Men’s traditional UT Class Ring.

“In 2010, I was with some friends on a boat on Lake Travis. I had just received my ring earlier that year. While swimming at a popular spot, my ring slipped off my finger. It was very deep, and no one could swim to the bottom! I gave up hope and just told myself I would have to save up to get another one. Less than a month later, I received a Facebook message from a man in San Antonio. He told me he found a ring with my name on it at the bottom of a lake, and if I could describe it and what lake I lost it in, he would mail it back to me. I was in disbelief! Sure enough, I had my ring mailed back to me within the week. I offered him a reward, but he refused. There are still great people in this world.  

I now proudly serve as the Membership Involvement Chair for the Highland Lakes Texas Exes. I still wear my ring every day.” —Natalie (Shannon) Virdell, BS ’11, Life Member 

“Back in 2000, my wife and I moved from our apartment to our first home. Apparently, we had given my in-laws some of our jewelry to keep. I didn’t realize it, but my ring was with the items. I had just assumed it was lost. They found it, wrapped it up and gave it to me as a gift this Christmas! After over 20 years I have my ring again. One of my best Christmas gifts ever!” —Mike Thakur, BA ’96 

Showing off the Longhorn bling, fall 2021.

I graduated from UT in May of 1991. It was a beautiful ceremony on the mall facing the Tower.

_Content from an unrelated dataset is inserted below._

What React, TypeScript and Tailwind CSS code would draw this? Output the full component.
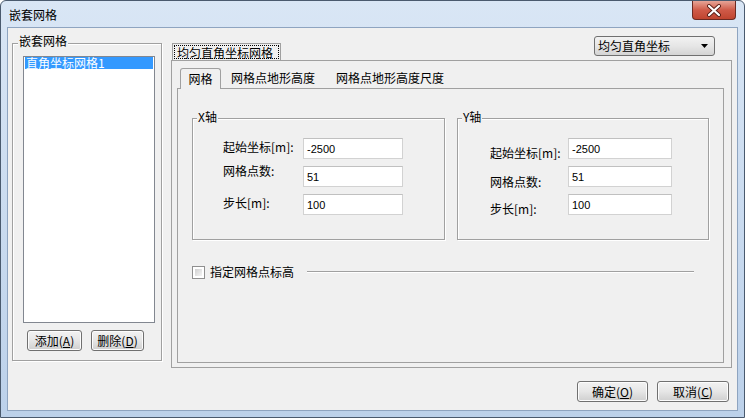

Money was tight, and I was leaving soon to start a new job, so I was never able to get a class ring. However, I remember thinking that I would return one day to get my class ring. Little did I know that it would be 28 years later, and through my only son, who would also be a UT student, that my dream of finally getting a class ring would be fulfilled. 

My son, Tyler James Lindsey, BA ’21, Life Member, received a card in the mail about ordering his class ring during his junior year. It described a ‘ring ceremony’ in the fall of 2019. He had come home for the weekend, and we read the card where we learned that the rings were to be kept overnight in the Tower and presented to recipients the following afternoon. I immediately ordered his ring and made plans to attend the ceremony. He then turned to me and said, ‘Mom, did you ever get your ring? If you didn’t, you should order one, too.’   

I thought about it for a minute, and told him it had been too long and didn’t really think I needed one, but he insisted that we could go to the ceremony together. Well, after some reflection, I realized how meaningful it would be to receive it at the same time he received his.  

The day of the ceremony was one I will never forget. All of the pageantry, like the Naval ROTC marching out of the Tower, guarding the crates which held our rings. All around us were burnt-orange and white balloons and families photographing their loved ones. I was with my son, taking our own pictures, in almost the same spot where I had graduated years earlier. I am so thankful that we attended that day because COVID would come only a few months later. It was worth waiting 28 years to have the experience of receiving my University of Texas class ring at the same time as my son.